Right there, where it was the worst. Where they were furthest from God's love, wholly desolate and abandoned; that is where He chose to restore them. To heal them and to offer something better - much, much better - than all the empty pain and deception they had known. Don't cover up and turn away from the broken, traumatized places. For those are the ones He wants to touch and use to bring forth His glory. Light out of the darkness, as it were.

Galatians 5:22-23
"But the Holy Spirit produces this kind of fruit in our lives: love, joy, peace, patience, kindness, goodness, faithfulness, gentleness, and self-control. There is no law against these things!"

So all we have to do is let Him in. He'll use everything to bring these about in beautiful ways. Even if you doubt your own ability to birth such good fruit, don't doubt Him. "The Holy Spirit produces" is not a question. He is fully capable if you will open your heart to His work in your life. Just do your best, and give Him the rest.

Thursday, September 16, 2010

All I Need

My thoughts will bounce around a bit here, so bare with me. Copy/paste the link to a new tab or window to listen as you read.

http://www.youtube.com/watch?v=gkLh-D-esxQ

This song alternately speaks to and flows from my heart. It's what my life boils down to. There's this and that, worries and concerns, confusion and grief (Matthew 6:27, "Who of you by worrying can add a single hour to his life?"). There are hopes and doubts, moments of both peace and fear. We can only control these things so much; can only predict whether the bright light at the end of the tunnel is daylight or a train to a certain extent. Beyond that, it's all about how we react.
 
With each new experience, we have a choice to waste it or learn from it. To conceal the fresh wounds and old scars, undermine the beauty and life, or let each happening change us to become a little more ourselves; a little more like the people who God originally crafted you and me to be. With the Holy Spirit's guidance, we can learn and grow to meet new challenges. If you're playing a video game, you know that each new level will be harder, more intense. But you gain new skills with each new victory, just as you need them. You're prepared. It's the same with everyday life. If you don't learn as you go, you won't be ready for the next set and you will be expected to repeat the lesson until you're ready. I don't know about you, but there are some things I'd really rather not repeat.
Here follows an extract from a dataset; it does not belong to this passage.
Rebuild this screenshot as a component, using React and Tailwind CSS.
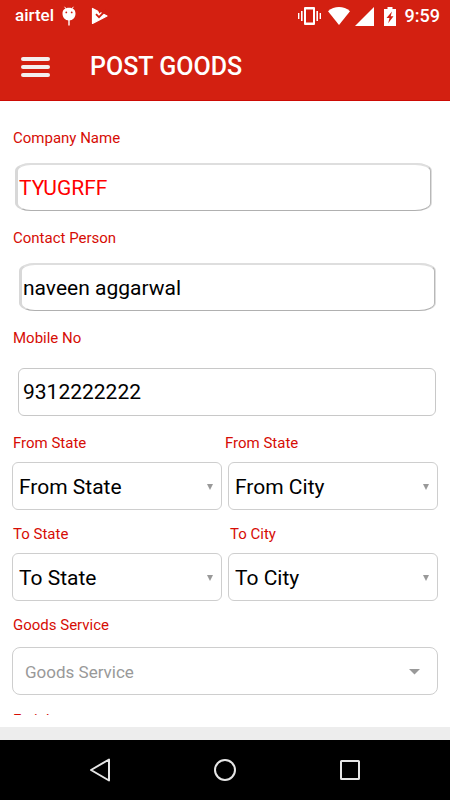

But at the end of the day, we need to rest. Our day's choices behind us, we need Someone unchanging to hold us steady. Someone who is steadfast, unfailing, and good through-and-through. Who cares for us more than the people we interacted with and dealt with today can even begin to. Someone who can see the bigger picture, look into our worst-case scenarios, and find the key to getting us through. A familiar verse, Romans 8:28 reads, "And we know that in all things God works for the good of those who love Him, who have been called according to His purpose."
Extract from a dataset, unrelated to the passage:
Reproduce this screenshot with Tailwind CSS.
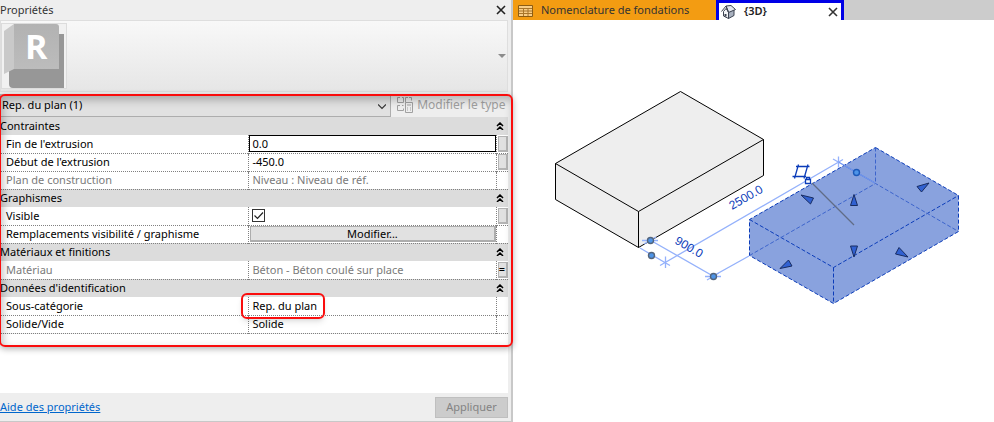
<!DOCTYPE html>
<html lang="fr">
  <head>
    <meta charset="utf-8" />
    <title>Propriétés</title>
    <meta name="viewport" content="width=device-width, initial-scale=1" />
    <script src="https://cdn.jsdelivr.net/npm/@tailwindcss/browser@4"></script>
  </head>

  <body class="bg-white font-['Noto_Sans','Open_Sans',sans-serif] text-[11px] text-black">
    <div class="grid min-h-screen grid-cols-[513fr_481fr]">
      <!-- properties palette -->
      <aside class="flex flex-col border-r-2 border-b border-[#c8c8c8] bg-[#eeeeee] pr-[3px]">
        <header class="flex h-5 items-center justify-between text-[#333]">
          <h1>Propriétés</h1>
          <button type="button" aria-label="Fermer" class="mr-px">
            <svg class="h-3 w-3" viewBox="0 0 12 12" stroke="#222" stroke-width="1.600">
              <path d="M2 2l8 8M10 2l-8 8" />
            </svg>
          </button>
        </header>

        <div class="flex h-18 items-center justify-between border border-[#dedede] bg-linear-to-b from-[#f8f8f8] to-[#e6e6e6]">
          <svg class="h-[66px] w-[67px]" viewBox="0 0 67 66">
            <defs>
              <linearGradient id="face" x1="0" y1="0" x2="0" y2="1">
                <stop offset="0" stop-color="#b2b2b2" />
                <stop offset="1" stop-color="#bcbcbc" />
              </linearGradient>
            </defs>
            <rect x=".5" y=".5" width="65" height="65" fill="#f1f1f1" stroke="#dcdcdc" />
            <path d="M8 46h46V11h9v54H12q-4 0-4-4z" fill="#979797" />
            <path d="M3 8l10-7v45L3 51z" fill="#c9c9c9" />
            <path d="M13 1h42q3 0 3 3v42H13z" fill="url(#face)" />
            <text x="24" y="36" fill="#fff" font-family="Open Sans" font-weight="700" font-size="34">R</text>
          </svg>
          <button type="button" aria-label="Choisir un type" class="pr-px">
            <svg class="h-1 w-2" viewBox="0 0 8 4"><path d="M0 0h8L4 4z" fill="#8c8c8c" /></svg>
          </button>
        </div>

        <div class="relative -mr-[3px] pr-[3px]">
          <div class="flex h-[25px] items-center pt-px">
            <div class="relative h-[23px] w-[77%] border border-[#adadad] bg-[#e1e1e1]">
              <select aria-label="Filtre" class="h-full w-full appearance-none pl-px">
                <option>Rep. du plan (1)</option>
              </select>
              <svg class="pointer-events-none absolute top-2 right-1 h-2 w-2" viewBox="0 0 8 8" fill="none" stroke="#333" stroke-width="1.200">
                <path d="M0 1.500l4 4 4-4" />
              </svg>
            </div>
            <button type="button" class="ml-1.5 flex items-center gap-1 text-xs whitespace-nowrap text-[#a0a0a0]">
              <svg class="h-4 w-4" viewBox="0 0 16 16" fill="none" stroke="#a0a0a0">
                <path d="M3 .5H.5v5h6v-5H5M11 .5H8.500v5M12 .5h2.500v3M3 8.500H.5v5h6v-2M5 8.500h1.500" />
                <path d="M8.500 5.500h7v10h-7z" />
                <path d="M10 8h4M10 11h1M13 11h1M10 13h1M13 13h1" />
              </svg>
              Modifier le type
            </button>
          </div>

          <table class="w-full table-fixed border-collapse leading-4">
            <colgroup>
              <col class="w-[49%]" />
              <col />
              <col class="w-3" />
            </colgroup>
            <tbody>
              <tr class="h-[18px] bg-[#dcdcdc]">
                <th colspan="2" class="p-0 text-left font-normal">Contraintes</th>
                <td class="p-0"><svg class="h-2 w-2" viewBox="0 0 8 8" fill="none" stroke="#000" stroke-width="1.500"><path d="M1 4l3-3 3 3M1 8l3-3 3 3" /></svg></td>
              </tr>
              <tr class="h-[18px] border-b border-dotted border-[#808080] bg-white">
                <td class="border-r border-dotted border-[#808080] p-0 pl-1.5"><label for="fin">Fin de l'extrusion</label></td>
                <td class="border-r border-dotted border-[#808080] p-0"><input id="fin" value="0.0" class="block h-[17px] w-full border border-black pl-0.5" /></td>
                <td class="p-0 pl-px"><button type="button" aria-label="Associer" class="block h-4 w-[10px] border border-r-2 border-b-2 border-[#b4b4b4] bg-[#e1e1e1]"></button></td>
              </tr>
              <tr class="h-[18px] border-b border-dotted border-[#808080] bg-white">
                <td class="border-r border-dotted border-[#808080] p-0 pl-1.5"><label for="debut">Début de l'extrusion</label></td>
                <td class="border-r border-dotted border-[#808080] p-0"><input id="debut" value="-450.0" class="block h-4 w-full pl-[3px]" /></td>
                <td class="p-0 pl-px"><button type="button" aria-label="Associer" class="block h-4 w-[10px] border border-r-2 border-b-2 border-[#b4b4b4] bg-[#e1e1e1]"></button></td>
              </tr>
              <tr class="h-[18px] border-b border-dotted border-[#808080] bg-white text-[#7a7a7a]">
                <td class="border-r border-dotted border-[#808080] p-0 pl-1.5">Plan de construction</td>
                <td class="border-r border-dotted border-[#808080] p-0 pl-[3px]">Niveau : Niveau de réf.</td>
                <td class="p-0"></td>
              </tr>
              <tr class="h-[18px] bg-[#dcdcdc]">
                <th colspan="2" class="p-0 text-left font-normal">Graphismes</th>
                <td class="p-0"><svg class="h-2 w-2" viewBox="0 0 8 8" fill="none" stroke="#000" stroke-width="1.500"><path d="M1 4l3-3 3 3M1 8l3-3 3 3" /></svg></td>
              </tr>
              <tr class="h-[18px] border-b border-dotted border-[#808080] bg-white">
                <td class="border-r border-dotted border-[#808080] p-0 pl-1.5"><label for="visible">Visible</label></td>
                <td class="border-r border-dotted border-[#808080] p-0 pl-[3px]">
                  <span class="relative block h-[13px] w-[13px]">
                    <input id="visible" type="checkbox" checked class="block h-[13px] w-[13px] appearance-none border border-[#333] bg-white" />
                    <svg class="pointer-events-none absolute inset-0" viewBox="0 0 13 13" fill="none" stroke="#222" stroke-width="1.200"><path d="M2.500 6.500l3 3 5.500-6" /></svg>
                  </span>
                </td>
                <td class="p-0 pl-px"><button type="button" aria-label="Associer" class="block h-4 w-[10px] border border-r-2 border-b-2 border-[#b4b4b4] bg-[#e1e1e1]"></button></td>
              </tr>
              <tr class="h-[18px] border-b border-dotted border-[#808080] bg-white">
                <td class="border-r border-dotted border-[#808080] p-0 pl-1.5 whitespace-nowrap">Remplacements visibilité / graphisme</td>
                <td class="border-r border-dotted border-[#808080] p-0 pl-px"><button type="button" class="block h-4 w-full border border-r-2 border-b-2 border-[#adadad] bg-[#e1e1e1] leading-3">Modifier...</button></td>
                <td class="p-0"></td>
              </tr>
              <tr class="h-[18px] bg-[#dcdcdc]">
                <th colspan="2" class="p-0 text-left font-normal">Matériaux et finitions</th>
                <td class="p-0"><svg class="h-2 w-2" viewBox="0 0 8 8" fill="none" stroke="#000" stroke-width="1.500"><path d="M1 4l3-3 3 3M1 8l3-3 3 3" /></svg></td>
              </tr>
              <tr class="h-[18px] border-b border-dotted border-[#808080] bg-white text-[#7a7a7a]">
                <td class="border-r border-dotted border-[#808080] p-0 pl-1.5">Matériau</td>
                <td class="border-r border-dotted border-[#808080] p-0 pl-[3px]">Béton - Béton coulé sur place</td>
                <td class="p-0 pl-px"><button type="button" class="block h-4 w-[10px] border border-r-2 border-b-2 border-[#b4b4b4] bg-[#e1e1e1] leading-3 text-black">=</button></td>
              </tr>
              <tr class="h-[18px] bg-[#dcdcdc]">
                <th colspan="2" class="p-0 text-left font-normal">Données d'identification</th>
                <td class="p-0"><svg class="h-2 w-2" viewBox="0 0 8 8" fill="none" stroke="#000" stroke-width="1.500"><path d="M1 4l3-3 3 3M1 8l3-3 3 3" /></svg></td>
              </tr>
              <tr class="h-[18px] border-b border-dotted border-[#808080] bg-white">
                <td class="border-r border-dotted border-[#808080] p-0 pl-1.5">Sous-catégorie</td>
                <td class="relative border-r border-dotted border-[#808080] p-0 pl-[3px]">
                  Rep. du plan
                  <div class="pointer-events-none absolute -top-1 -left-2 h-[26px] w-[84px] rounded-md border-2 border-[#fa0d0d] shadow-md"></div>
                </td>
                <td class="p-0"></td>
              </tr>
              <tr class="h-[18px] border-b border-dotted border-[#808080] bg-white">
                <td class="border-r border-dotted border-[#808080] p-0 pl-1.5">Solide/Vide</td>
                <td class="border-r border-dotted border-[#808080] p-0 pl-[3px]">Solide</td>
                <td class="p-0"></td>
              </tr>
            </tbody>
          </table>
          <div class="h-3.5 bg-white"></div>
          <!-- red callout around the parameters -->
          <div class="pointer-events-none absolute top-[2px] -right-[2px] bottom-px -left-px rounded-md border-2 border-[#fa0d0d] shadow-[0_2px_6px_rgba(0,0,0,0.3),inset_2px_4px_8px_rgba(0,0,0,0.25)]"></div>
        </div>
        <div class="min-h-4 flex-1 bg-white"></div>

        <footer class="flex h-7 items-center justify-between">
          <a href="#" class="text-[#0066cc] underline">Aide des propriétés</a>
          <button type="button" disabled class="h-[21px] w-[73px] border border-[#bfbfbf] bg-[#cccccc] text-[#838383]">Appliquer</button>
        </footer>
      </aside>

      <!-- views -->
      <main class="flex min-w-0 flex-col">
        <nav class="flex h-5 bg-[#cccccc]">
          <button type="button" class="flex w-[203px] items-center gap-2 bg-[#f39c12] pt-px pl-[5px] whitespace-nowrap text-[#333]">
            <svg class="h-3 w-[15px]" viewBox="0 0 15 12">
              <path d="M.5.5h14v11H.5z" fill="#f8cd85" stroke="#8d5d12" />
              <path d="M1 3.500h13M1 6h13M1 8.500h13M5.500 3v8M10 3v8" stroke="#a8752a" fill="none" />
            </svg>
            Nomenclature de fondations
          </button>
          <div class="flex w-[128px] items-center border-3 border-b-0 border-[#0000e6] bg-white pr-0.5 pl-0.5 font-semibold text-[#222]">
            <svg class="h-[14px] w-[15px]" viewBox="0 0 15 14" stroke="#3c4350" stroke-linejoin="round">
              <path d="M2.500 6.500V11l5 2.500V7L5 3.500z" fill="#f4f5f8" />
              <path d="M7.500 7l5.500-2.500v6l-5.500 3z" fill="#a9b1bf" />
              <path d="M5 1l5-.5 4.500 4-7 3z" fill="#e3e7ef" />
              <path d="M.5 6.500L5 1l2.500 6" fill="none" />
              <path d="M4.500 9v2.500" stroke-width="2" />
            </svg>
            <button type="button" class="ml-2 flex-1 text-left">{3D}</button>
            <button type="button" aria-label="Fermer la vue">
              <svg class="h-3 w-3" viewBox="0 0 12 12" stroke="#333" stroke-width="1.600"><path d="M2 2l8 8M10 2l-8 8" /></svg>
            </button>
          </div>
        </nav>

        <svg class="w-full" viewBox="513 20 481 402" font-family="Liberation Sans, Arial, sans-serif" font-size="12">
          <!-- solid box -->
          <g fill="#eeeeee" stroke="#000" stroke-linejoin="round">
            <path d="M680.500 91.500L763.500 139.500V175.500L638.500 247.500L555.500 199.500V163.500z" />
            <path d="M555.500 163.500L638.500 211.500L763.500 139.500M638.500 211.500V247.500" fill="none" />
          </g>

          <!-- dimensions -->
          <g stroke="#94b1fb" stroke-width="1.300" fill="none">
            <path d="M660 265.500L843 159.500M665.500 256.500V268M838.500 156.500V167.500M640 248L670 265.500M833 159L875 183" />
            <path d="M650 240L713 276L749 256M642 240.500H658M705 276.500H721M644 244L656 237M707 280L719 273" />
          </g>

          <!-- selected box -->
          <path d="M875.500 147.500L958.500 195.500V231.500L833.500 303.500L749.500 255.500V219.500z" fill="#1446be" fill-opacity=".5" />
          <g fill="none" stroke="#0b3cb9" stroke-dasharray="4 2">
            <path d="M875.500 147.500L958.500 195.500V231.500L833.500 303.500L749.500 255.500V219.500z" />
            <path d="M749.500 219.500L833.500 267.500L958.500 195.500M833.500 267.500V303.500" />
            <path d="M749.500 255.500L875.500 183.500L958.500 231.500M875.500 147.500V183.500" stroke="#3c64cc" />
          </g>
          <path d="M838.500 162L875 183" stroke="#7398f0" fill="none" />
          <path d="M812 183L854 225" stroke="#606c86" stroke-width="1.300" />

          <!-- shape handles -->
          <g fill="#3161d1" stroke="#182c62">
            <path d="M801 195L813.500 198L810.500 204z" />
            <path d="M854 194.500L850.500 205.500H857.500z" />
            <path d="M929 183L917 186.500L921.500 192z" />
            <path d="M850.500 246H857.500L854 257z" />
            <path d="M780 268.500L788.500 260L792 266z" />
            <path d="M908 257L899 247.500L895.500 254z" />
          </g>
          <g fill="#4d94e8" stroke="#53647c" stroke-width="1.400">
            <circle cx="650.500" cy="240.500" r="3" />
            <circle cx="651.500" cy="255.500" r="3" />
            <circle cx="713.500" cy="276.500" r="3" />
            <circle cx="856.500" cy="172.500" r="3" stroke="#1c59b9" />
          </g>

          <!-- work plane icon -->
          <g fill="none" stroke="#0b3cb9" stroke-width="1.300">
            <path d="M796 166.500H809.500M792.500 176.500H806M798.500 164.500L794.500 178.500M808 164.500L804 178.500" />
            <path d="M805.500 179.500H810.500V183.500H805.500zM806.500 179V177.500H809.500V179" fill="#fff" />
          </g>

          <g fill="#0b3cb9">
            <text transform="translate(732 210) rotate(-30)">2500.0</text>
            <text transform="translate(674 243) rotate(30)">900.0</text>
          </g>
        </svg>
      </main>
    </div>
  </body>
</html>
Another familiar, yet repeatedly encouraging verse? Jeremiah 29:11 - "For I know the plans I have for you," declares the Lord, "plans to prosper you and not to harm you, plans to give you a hope and a future."

Which means that He has my life in His capable hands and He's well aware of my circumstance. He'll work through my life if I keep coming back to my Jesus.

"All I need is You, Lord
Is You, Lord."

Wednesday, September 8, 2010

In This Moment

Sometimes, all that's left for me is to rest in God. To play some music, God-enthused lyrics coming through the headphones, and rest. Let Him calm my heart when it cannot calm itself. He truly is there for me when none other is, or can be. When an impossibly treacherous journey lies before me, and I must stay strong despite the rain. When it all falls apart, and I'm left to the dark of this world. Its pain, confusion, and deepest heartache. When I miss someone desperately, or need to find new hope. Stabbed in the back, maybe. When I let Him, He'll restore my peace and bring me through. He always has. Oh, Lord... I am so thankful.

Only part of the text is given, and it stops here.